- Material provided -
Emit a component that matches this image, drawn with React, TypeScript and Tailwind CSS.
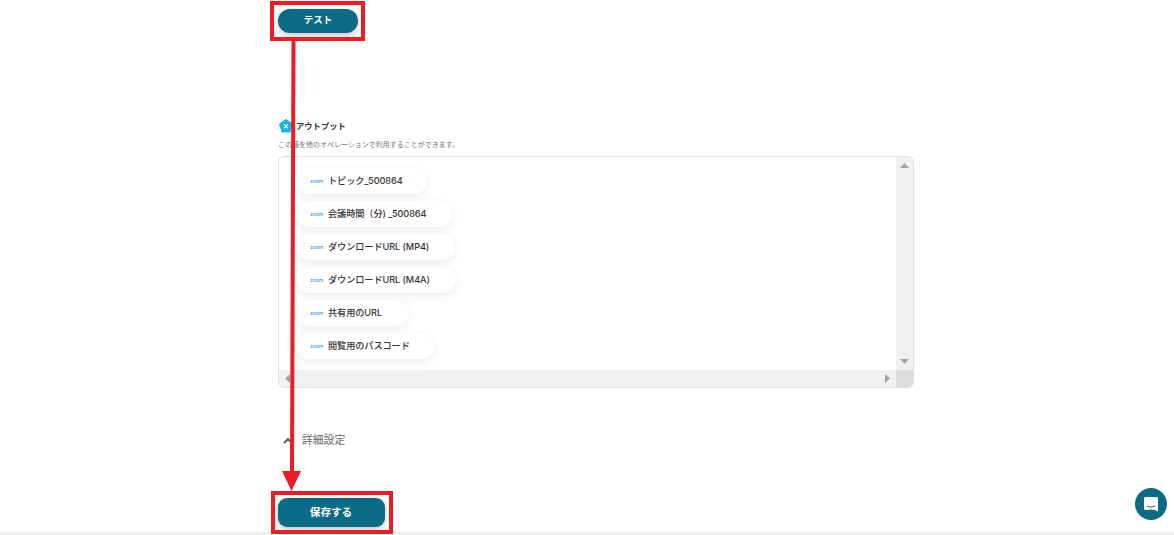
import React from "react";

const items = [
  { label: "トピック_500864", w: "w-[131px]", mt: "mt-0" },
  { label: "会議時間（分) _500864", w: "w-[156px]", mt: "mt-[7px]" },
  { label: "ダウンロードURL (MP4)", w: "w-[159px]", mt: "mt-[7px]" },
  { label: "ダウンロードURL (M4A)", w: "w-[160px]", mt: "mt-[7px]" },
  { label: "共有用のURL", w: "w-[113px]", mt: "mt-[7px]" },
  { label: "閲覧用のパスコード", w: "w-[138px]", mt: "mt-[7px]" },
];

function Pill({ label, w, mt }: { label: string; w: string; mt: string }) {
  return (
    <div className={`${w} ${mt} h-[26px] shrink-0 flex items-center rounded-full bg-white pl-[14px] shadow-[0_3px_10px_rgba(0,0,0,0.08)]`}>
      <span className="w-[18px] text-[5px] font-medium leading-none text-[#2d8cff]">zoom</span>
      <span className="text-[9.2px] font-medium tracking-[-0.1px] text-[#333333] whitespace-nowrap">{label}</span>
    </div>
  );
}

export default function App() {
  return (
    <div className="relative h-[535px] w-[1174px] overflow-hidden bg-white font-['Inter','Noto_Sans_CJK_JP',sans-serif]">
      <div className="ml-[278px] flex h-[532px] w-[636px] flex-col items-start pt-[9px]">
        <button className="h-[24px] w-[80px] rounded-full bg-[#0b6b85] pb-[1px] text-[9.5px] font-bold text-white shadow-[0_2px_6px_rgba(0,0,0,0.25)]">
          テスト
        </button>

        <div className="mt-[86px] flex h-[13px] items-center">
          <svg width="14" height="14" viewBox="0 0 14 14" className="ml-[1px]">
            <path d="M7 0.5 L13.5 5 L11 13 L3 13 L0.5 5 Z" fill="#12b8e6" stroke="#12b8e6" strokeLinejoin="round" />
            <path d="M5.2 5.4 L8.8 9.2 M8.8 5.4 L5.2 9.2" stroke="#ffffff" strokeWidth="1.2" />
          </svg>
          <span className="ml-[3px] pt-[1px] text-[8.3px] font-semibold text-[#333333]">アウトプット</span>
        </div>
        <p className="mt-[8px] text-[7px] leading-[10px] text-[#777777]">この値を他のオペレーションで利用することができます。</p>

        <div className="mt-[6px] flex h-[232px] w-[636px] flex-col overflow-hidden rounded-[6px] border border-[#e2e2e2]">
          <div className="flex min-h-0 flex-1">
            <div className="flex flex-1 flex-col items-start pl-[17px] pt-[11px]">
              {items.map((it) => (
                <Pill key={it.label} {...it} />
              ))}
            </div>
            <div className="flex w-[17px] flex-col items-center justify-between bg-[#f1f1f1] py-[6px]">
              <svg width="9" height="5" viewBox="0 0 9 5"><path d="M4.5 0 L9 5 L0 5 Z" fill="#a3a3a3" /></svg>
              <svg width="9" height="5" viewBox="0 0 9 5"><path d="M0 0 L9 0 L4.5 5 Z" fill="#a3a3a3" /></svg>
            </div>
          </div>
          <div className="flex h-[17px] shrink-0">
            <div className="flex flex-1 items-center justify-between bg-[#f1f1f1] px-[6px]">
              <svg width="5" height="9" viewBox="0 0 5 9"><path d="M5 0 L5 9 L0 4.5 Z" fill="#a3a3a3" /></svg>
              <svg width="5" height="9" viewBox="0 0 5 9"><path d="M0 0 L5 4.5 L0 9 Z" fill="#a3a3a3" /></svg>
            </div>
            <div className="w-[17px] bg-[#dcdcdc]" />
          </div>
        </div>

        <div className="mt-[44px] flex h-[16px] items-center">
          <svg width="10" height="7" viewBox="0 0 10 7" className="ml-[5px] mt-[1px]">
            <path d="M1 6 L5 2 L9 6" fill="none" stroke="#555555" strokeWidth="1.8" />
          </svg>
          <span className="ml-[9px] pt-[2px] text-[10.8px] text-[#666666]">詳細設定</span>
        </div>

        <button className="mt-[50px] h-[29px] w-[107px] rounded-[9px] bg-[#0b6b85] pr-[1px] text-[10.6px] font-bold text-white shadow-[0_2px_6px_rgba(0,0,0,0.25)]">
          保存する
        </button>
      </div>
      <div className="h-[3px] bg-[#f0f0f0]" />

      {/* annotations over the page */}
      <div className="absolute left-[270px] top-[1px] h-[40px] w-[95px] border-[4px] border-[#ed1c24]" />
      <div className="absolute left-[271px] top-[491px] h-[43px] w-[122px] border-[4px] border-[#ed1c24]" />
      <svg className="absolute left-[280px] top-[40px]" width="24" height="452" viewBox="0 0 24 452">
        <path d="M13.5 1 L12 432" fill="none" stroke="#ed1c24" strokeWidth="4" />
        <path d="M2 431 L21 431 L11.5 451 Z" fill="#ed1c24" />
      </svg>

      <div className="absolute left-[1135px] top-[488px] flex h-[32px] w-[32px] items-center justify-center rounded-full bg-[#0b6b85]">
        <svg width="16" height="17" viewBox="0 0 16 17">
          <path d="M2.5 1 H13.5 A1.5 1.5 0 0 1 15 2.5 V15.5 L11.5 14 Q8 13.2 2.5 14 A1.5 1.5 0 0 1 1 12.5 V2.5 A1.5 1.5 0 0 1 2.5 1 Z" fill="#ffffff" />
          <path d="M4 10 Q8 12.5 12 10" fill="none" stroke="#0b6b85" strokeWidth="1" />
        </svg>
      </div>
    </div>
  );
}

- Aim -
Looking at the data above, show all lines where the word "React" occurs.

- Task output -
Emit a component that matches this image, drawn with React, TypeScript and Tailwind CSS.
import React from "react";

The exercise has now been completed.